>>>

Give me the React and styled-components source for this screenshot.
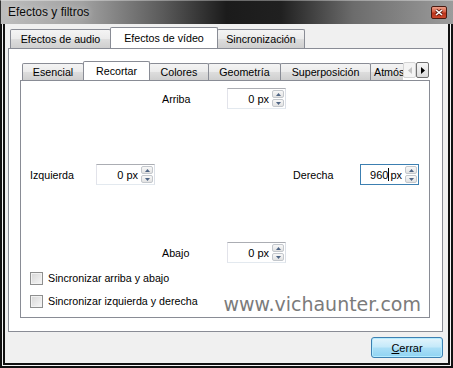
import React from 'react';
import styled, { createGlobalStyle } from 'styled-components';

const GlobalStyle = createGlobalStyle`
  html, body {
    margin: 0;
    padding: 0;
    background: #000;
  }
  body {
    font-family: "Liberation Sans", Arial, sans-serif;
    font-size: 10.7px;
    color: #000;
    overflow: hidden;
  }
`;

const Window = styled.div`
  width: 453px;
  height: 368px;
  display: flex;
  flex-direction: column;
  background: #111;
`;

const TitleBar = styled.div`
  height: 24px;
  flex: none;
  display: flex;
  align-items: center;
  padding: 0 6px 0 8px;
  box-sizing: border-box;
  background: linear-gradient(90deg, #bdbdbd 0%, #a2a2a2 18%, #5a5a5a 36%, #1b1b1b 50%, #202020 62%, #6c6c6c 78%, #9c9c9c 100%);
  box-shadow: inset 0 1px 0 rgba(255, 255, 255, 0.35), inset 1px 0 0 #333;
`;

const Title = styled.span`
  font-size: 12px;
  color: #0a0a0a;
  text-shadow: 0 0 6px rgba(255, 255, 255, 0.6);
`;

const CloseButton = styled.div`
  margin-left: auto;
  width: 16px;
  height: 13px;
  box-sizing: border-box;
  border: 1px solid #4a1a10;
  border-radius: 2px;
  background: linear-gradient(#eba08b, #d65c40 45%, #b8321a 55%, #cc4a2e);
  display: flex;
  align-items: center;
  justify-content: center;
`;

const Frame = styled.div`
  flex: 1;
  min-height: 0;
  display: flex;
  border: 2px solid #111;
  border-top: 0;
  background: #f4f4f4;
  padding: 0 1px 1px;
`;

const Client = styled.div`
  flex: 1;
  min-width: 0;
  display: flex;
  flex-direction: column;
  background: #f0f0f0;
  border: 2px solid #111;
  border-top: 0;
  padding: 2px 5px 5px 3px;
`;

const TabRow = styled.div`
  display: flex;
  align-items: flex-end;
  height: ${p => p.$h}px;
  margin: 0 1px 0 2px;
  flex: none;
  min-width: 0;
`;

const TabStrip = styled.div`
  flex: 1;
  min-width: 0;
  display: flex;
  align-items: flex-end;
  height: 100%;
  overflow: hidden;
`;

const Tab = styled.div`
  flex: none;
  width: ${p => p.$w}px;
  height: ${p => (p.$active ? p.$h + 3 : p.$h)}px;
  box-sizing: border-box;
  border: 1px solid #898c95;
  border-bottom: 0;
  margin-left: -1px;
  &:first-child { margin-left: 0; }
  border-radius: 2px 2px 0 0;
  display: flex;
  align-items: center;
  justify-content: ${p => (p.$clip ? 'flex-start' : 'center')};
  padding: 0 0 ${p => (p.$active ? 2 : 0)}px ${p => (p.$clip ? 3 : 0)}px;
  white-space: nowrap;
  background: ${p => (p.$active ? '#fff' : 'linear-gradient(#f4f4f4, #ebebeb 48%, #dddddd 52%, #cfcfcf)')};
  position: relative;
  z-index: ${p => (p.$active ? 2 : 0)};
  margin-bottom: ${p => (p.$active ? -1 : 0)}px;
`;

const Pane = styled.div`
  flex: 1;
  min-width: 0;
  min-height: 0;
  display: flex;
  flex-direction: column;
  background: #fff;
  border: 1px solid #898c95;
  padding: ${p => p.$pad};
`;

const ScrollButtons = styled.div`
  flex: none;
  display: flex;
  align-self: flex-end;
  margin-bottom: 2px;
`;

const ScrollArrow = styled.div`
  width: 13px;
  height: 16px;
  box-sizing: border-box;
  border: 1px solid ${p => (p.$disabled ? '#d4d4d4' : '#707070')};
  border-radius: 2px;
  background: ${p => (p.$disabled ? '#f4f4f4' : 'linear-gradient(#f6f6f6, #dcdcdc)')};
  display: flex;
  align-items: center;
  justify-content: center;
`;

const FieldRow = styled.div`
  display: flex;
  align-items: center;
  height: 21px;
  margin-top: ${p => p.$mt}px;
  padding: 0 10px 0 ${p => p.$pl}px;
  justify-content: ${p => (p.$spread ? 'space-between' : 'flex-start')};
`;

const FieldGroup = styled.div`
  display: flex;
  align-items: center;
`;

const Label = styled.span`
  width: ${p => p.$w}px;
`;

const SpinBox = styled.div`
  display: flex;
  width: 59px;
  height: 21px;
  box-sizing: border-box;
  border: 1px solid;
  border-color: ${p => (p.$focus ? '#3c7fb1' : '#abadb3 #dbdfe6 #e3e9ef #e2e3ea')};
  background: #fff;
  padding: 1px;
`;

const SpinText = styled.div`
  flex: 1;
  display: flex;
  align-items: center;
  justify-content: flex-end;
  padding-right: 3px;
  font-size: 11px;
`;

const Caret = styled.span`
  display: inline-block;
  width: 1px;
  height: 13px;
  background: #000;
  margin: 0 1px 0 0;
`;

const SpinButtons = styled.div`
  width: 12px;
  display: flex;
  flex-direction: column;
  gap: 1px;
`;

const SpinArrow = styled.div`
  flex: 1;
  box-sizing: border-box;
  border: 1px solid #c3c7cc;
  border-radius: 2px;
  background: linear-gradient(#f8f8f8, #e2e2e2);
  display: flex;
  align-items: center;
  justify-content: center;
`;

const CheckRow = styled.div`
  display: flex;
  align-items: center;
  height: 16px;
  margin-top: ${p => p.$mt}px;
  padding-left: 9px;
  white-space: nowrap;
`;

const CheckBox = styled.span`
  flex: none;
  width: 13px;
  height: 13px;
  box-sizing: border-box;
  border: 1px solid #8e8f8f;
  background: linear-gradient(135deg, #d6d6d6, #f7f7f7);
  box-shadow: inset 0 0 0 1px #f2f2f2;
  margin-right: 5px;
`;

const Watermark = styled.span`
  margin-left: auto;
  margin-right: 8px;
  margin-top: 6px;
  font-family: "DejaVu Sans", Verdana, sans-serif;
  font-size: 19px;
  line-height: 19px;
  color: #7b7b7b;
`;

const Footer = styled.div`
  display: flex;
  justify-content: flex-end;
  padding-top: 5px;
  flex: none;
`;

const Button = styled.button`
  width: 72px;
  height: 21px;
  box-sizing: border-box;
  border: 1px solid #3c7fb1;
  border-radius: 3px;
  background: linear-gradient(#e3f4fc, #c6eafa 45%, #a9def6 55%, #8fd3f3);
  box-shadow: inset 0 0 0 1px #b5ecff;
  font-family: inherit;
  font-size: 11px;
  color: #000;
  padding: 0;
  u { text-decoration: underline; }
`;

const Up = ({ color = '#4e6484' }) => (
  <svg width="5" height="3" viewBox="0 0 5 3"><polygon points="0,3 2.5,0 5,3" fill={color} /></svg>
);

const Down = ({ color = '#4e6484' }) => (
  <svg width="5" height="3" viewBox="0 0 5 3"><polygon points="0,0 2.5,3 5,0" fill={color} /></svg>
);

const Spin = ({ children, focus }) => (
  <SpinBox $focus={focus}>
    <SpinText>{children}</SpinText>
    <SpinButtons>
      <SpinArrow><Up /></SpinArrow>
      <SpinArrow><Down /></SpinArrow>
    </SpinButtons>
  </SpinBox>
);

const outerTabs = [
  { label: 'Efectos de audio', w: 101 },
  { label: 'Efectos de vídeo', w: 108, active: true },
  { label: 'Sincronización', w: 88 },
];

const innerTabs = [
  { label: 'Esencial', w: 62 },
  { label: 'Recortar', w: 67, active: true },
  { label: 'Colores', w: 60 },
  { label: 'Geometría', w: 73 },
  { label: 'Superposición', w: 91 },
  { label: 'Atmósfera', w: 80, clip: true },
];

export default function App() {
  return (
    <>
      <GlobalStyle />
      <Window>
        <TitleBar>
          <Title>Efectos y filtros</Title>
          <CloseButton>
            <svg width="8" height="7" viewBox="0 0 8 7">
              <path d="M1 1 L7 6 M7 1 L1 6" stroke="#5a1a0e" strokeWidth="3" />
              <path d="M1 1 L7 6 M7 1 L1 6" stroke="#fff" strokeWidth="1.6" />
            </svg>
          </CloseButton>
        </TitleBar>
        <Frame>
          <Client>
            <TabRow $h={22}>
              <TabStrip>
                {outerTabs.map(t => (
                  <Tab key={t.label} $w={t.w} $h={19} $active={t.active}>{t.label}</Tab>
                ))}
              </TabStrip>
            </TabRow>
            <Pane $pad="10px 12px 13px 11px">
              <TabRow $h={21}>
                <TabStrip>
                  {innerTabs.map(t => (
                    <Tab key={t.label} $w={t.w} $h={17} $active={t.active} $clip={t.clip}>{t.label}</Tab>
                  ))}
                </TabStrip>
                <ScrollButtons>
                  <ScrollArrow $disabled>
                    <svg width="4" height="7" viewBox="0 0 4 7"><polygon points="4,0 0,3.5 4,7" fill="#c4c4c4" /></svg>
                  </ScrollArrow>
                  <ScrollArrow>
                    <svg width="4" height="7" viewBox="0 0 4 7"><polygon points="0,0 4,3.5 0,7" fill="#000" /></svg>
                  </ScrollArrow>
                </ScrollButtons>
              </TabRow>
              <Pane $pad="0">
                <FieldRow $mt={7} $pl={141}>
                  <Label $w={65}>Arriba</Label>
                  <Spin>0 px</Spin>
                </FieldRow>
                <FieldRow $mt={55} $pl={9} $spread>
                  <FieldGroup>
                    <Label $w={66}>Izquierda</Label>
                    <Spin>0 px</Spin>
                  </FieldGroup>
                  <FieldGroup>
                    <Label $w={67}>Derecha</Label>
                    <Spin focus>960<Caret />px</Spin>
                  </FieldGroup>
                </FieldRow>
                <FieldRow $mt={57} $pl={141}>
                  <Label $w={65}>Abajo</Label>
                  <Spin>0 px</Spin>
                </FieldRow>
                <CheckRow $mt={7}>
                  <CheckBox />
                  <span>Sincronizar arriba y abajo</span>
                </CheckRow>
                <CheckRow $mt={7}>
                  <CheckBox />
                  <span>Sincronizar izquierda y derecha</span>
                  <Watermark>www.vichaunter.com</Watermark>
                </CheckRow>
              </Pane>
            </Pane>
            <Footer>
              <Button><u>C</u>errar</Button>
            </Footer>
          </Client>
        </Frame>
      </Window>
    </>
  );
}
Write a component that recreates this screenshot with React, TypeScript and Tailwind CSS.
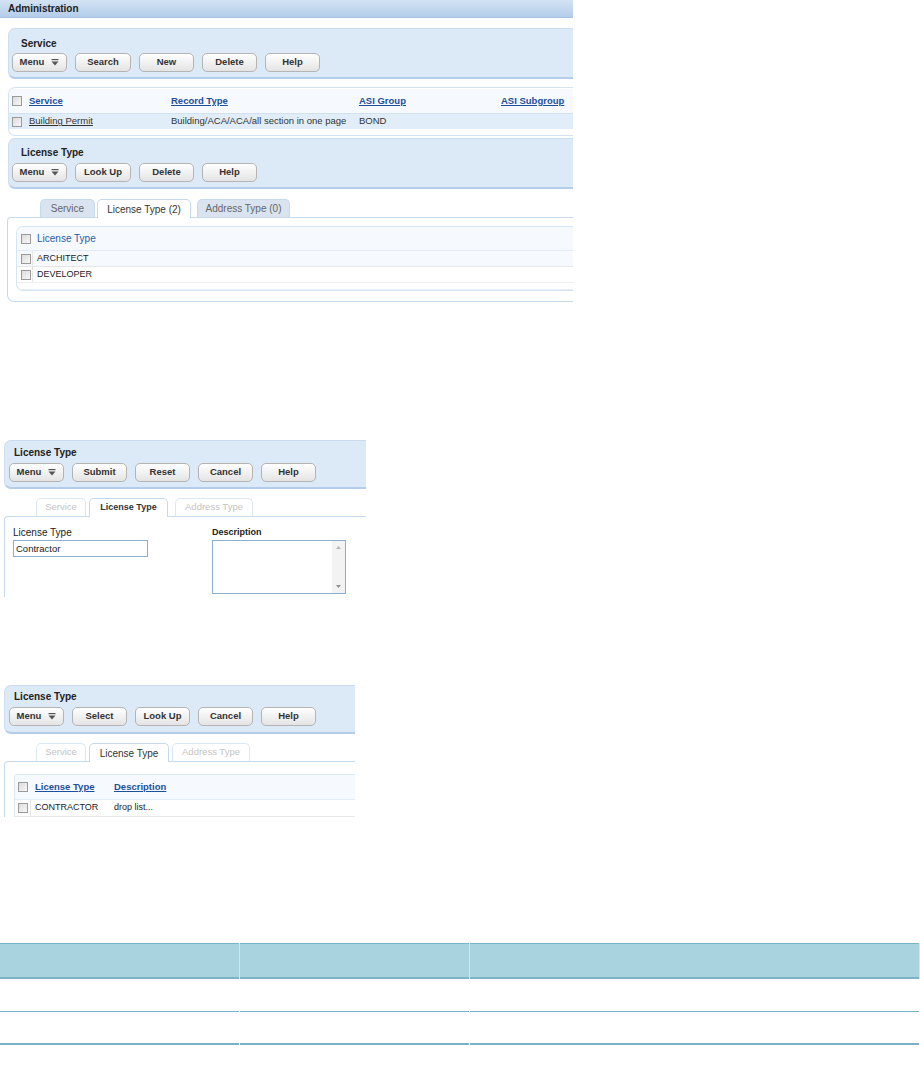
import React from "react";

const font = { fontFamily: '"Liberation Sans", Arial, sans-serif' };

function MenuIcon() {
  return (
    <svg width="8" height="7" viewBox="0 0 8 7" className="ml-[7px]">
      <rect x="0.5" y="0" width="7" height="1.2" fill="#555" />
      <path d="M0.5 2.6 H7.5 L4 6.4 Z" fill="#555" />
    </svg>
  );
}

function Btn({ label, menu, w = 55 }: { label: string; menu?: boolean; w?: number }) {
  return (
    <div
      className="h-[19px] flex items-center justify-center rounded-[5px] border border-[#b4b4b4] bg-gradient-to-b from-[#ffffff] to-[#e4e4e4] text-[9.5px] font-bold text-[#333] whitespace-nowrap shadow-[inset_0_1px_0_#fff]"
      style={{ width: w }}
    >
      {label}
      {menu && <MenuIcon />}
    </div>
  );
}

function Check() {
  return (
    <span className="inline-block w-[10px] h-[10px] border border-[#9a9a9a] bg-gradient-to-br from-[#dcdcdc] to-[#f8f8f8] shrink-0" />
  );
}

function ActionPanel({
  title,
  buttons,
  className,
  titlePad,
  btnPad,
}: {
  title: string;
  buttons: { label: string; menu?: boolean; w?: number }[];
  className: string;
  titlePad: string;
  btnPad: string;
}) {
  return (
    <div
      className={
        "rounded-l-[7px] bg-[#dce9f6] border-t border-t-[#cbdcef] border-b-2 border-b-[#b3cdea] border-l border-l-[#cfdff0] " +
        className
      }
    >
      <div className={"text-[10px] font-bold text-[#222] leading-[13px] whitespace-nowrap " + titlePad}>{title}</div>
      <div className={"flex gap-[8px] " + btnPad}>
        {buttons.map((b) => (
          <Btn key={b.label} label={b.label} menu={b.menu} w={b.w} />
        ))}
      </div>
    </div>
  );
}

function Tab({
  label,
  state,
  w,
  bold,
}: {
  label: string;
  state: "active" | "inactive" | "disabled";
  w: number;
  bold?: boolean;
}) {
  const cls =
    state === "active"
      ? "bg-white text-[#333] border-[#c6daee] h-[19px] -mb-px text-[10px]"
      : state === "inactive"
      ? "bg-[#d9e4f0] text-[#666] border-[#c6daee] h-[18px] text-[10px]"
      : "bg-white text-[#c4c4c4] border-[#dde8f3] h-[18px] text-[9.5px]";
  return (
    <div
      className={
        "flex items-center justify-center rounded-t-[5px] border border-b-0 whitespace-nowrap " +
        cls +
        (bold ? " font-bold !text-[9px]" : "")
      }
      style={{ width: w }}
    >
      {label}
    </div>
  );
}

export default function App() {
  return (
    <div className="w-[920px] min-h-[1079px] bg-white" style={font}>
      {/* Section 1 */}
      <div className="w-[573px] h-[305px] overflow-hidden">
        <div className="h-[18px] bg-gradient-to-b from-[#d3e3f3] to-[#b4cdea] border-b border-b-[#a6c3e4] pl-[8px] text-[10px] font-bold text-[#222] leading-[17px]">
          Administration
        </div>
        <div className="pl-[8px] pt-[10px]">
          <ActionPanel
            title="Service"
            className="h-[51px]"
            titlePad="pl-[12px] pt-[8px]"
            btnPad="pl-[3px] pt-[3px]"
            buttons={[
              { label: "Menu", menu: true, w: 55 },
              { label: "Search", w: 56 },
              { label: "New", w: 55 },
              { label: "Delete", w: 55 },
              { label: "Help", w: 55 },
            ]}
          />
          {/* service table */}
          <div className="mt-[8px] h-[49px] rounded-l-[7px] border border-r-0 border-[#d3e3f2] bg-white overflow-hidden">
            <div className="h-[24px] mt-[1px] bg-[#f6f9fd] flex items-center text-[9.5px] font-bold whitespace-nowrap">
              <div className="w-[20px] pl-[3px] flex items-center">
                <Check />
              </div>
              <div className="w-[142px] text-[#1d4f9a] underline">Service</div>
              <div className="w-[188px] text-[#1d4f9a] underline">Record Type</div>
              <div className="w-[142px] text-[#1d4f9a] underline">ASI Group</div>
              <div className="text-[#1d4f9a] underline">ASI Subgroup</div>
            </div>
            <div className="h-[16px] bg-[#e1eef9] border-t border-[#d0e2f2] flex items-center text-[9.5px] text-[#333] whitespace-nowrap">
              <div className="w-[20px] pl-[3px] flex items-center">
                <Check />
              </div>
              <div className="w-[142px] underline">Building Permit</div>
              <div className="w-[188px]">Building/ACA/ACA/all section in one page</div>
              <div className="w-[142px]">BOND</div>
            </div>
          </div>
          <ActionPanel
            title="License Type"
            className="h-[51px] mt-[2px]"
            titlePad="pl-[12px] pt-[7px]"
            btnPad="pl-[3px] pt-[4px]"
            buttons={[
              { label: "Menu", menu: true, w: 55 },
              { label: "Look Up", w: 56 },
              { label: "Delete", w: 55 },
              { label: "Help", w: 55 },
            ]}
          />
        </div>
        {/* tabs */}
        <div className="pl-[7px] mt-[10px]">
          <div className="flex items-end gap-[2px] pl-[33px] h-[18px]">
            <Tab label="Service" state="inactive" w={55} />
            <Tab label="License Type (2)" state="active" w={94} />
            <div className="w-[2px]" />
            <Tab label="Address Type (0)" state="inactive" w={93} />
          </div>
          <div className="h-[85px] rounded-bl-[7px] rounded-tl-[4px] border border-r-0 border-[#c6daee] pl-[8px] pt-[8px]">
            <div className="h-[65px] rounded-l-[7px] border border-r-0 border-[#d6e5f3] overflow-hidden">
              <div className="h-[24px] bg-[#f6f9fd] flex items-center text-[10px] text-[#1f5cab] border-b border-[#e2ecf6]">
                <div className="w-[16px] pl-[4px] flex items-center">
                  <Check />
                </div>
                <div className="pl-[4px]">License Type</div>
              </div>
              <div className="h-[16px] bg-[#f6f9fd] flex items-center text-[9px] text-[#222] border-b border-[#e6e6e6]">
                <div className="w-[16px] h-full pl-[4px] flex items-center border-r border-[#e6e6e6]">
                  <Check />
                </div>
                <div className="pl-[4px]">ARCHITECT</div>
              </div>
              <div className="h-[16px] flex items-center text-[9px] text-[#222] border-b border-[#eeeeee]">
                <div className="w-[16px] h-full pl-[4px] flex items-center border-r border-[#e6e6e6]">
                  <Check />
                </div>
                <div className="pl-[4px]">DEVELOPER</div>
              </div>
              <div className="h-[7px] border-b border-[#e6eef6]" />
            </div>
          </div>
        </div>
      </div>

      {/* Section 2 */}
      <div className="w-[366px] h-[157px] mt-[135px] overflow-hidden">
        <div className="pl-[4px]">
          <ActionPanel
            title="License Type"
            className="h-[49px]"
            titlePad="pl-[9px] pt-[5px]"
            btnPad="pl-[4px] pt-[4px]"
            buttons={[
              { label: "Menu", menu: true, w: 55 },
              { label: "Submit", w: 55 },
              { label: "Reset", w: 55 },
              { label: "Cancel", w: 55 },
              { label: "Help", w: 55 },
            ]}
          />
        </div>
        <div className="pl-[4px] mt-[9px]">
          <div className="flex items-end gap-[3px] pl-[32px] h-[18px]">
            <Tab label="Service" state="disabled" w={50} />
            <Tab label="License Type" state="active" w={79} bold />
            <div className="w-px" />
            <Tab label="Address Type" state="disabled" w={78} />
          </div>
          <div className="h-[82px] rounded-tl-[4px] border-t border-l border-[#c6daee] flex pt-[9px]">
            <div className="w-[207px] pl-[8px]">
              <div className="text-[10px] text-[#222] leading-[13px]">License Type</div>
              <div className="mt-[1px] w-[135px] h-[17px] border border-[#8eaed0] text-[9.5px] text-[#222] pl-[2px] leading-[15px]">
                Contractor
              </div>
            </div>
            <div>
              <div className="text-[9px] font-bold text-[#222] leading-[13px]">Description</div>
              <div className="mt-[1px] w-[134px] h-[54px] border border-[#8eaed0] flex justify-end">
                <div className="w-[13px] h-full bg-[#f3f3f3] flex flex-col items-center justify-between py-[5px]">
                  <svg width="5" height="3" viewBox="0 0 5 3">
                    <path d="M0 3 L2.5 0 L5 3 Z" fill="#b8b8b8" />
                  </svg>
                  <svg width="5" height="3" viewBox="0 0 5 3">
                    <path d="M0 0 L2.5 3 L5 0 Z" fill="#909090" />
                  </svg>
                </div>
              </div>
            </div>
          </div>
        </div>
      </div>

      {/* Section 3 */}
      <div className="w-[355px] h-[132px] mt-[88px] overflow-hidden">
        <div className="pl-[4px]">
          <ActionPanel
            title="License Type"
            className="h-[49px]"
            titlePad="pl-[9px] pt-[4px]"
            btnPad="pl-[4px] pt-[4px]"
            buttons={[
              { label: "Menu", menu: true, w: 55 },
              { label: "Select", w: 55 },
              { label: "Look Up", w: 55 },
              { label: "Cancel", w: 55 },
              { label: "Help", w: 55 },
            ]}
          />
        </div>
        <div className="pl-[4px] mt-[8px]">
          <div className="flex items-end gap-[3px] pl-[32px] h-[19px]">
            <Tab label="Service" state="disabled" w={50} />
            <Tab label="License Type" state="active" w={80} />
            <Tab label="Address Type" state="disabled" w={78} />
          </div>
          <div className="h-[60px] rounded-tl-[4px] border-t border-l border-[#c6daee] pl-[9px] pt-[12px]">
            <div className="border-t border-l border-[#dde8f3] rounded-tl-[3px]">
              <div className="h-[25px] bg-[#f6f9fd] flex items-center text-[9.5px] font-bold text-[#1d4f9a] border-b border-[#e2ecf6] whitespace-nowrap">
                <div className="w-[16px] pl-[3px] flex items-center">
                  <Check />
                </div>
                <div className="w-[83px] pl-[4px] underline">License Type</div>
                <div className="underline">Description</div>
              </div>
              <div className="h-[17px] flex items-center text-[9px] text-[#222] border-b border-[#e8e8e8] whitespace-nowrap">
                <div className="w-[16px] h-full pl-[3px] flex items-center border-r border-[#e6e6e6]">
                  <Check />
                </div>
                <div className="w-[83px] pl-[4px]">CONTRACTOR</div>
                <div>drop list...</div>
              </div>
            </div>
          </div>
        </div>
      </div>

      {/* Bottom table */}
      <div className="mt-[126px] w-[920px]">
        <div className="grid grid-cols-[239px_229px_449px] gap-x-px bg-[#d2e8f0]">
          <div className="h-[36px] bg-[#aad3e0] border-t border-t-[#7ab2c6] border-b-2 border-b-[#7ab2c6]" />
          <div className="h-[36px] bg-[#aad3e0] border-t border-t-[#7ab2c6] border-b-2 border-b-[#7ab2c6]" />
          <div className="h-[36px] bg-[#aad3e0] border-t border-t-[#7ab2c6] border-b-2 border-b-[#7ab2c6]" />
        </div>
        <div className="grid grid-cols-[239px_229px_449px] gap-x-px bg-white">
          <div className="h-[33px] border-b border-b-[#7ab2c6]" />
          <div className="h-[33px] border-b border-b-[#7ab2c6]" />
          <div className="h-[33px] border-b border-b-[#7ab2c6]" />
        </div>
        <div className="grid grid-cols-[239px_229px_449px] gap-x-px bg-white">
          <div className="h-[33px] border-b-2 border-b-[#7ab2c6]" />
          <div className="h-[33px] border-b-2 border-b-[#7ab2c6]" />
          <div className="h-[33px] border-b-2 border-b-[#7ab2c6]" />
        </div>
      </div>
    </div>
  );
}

<<<

▸ Exercise brief
Using the material above, report each line where "screenshot" occurs.

▸ The response
Give me the React and styled-components source for this screenshot.
Write a component that recreates this screenshot with React, TypeScript and Tailwind CSS.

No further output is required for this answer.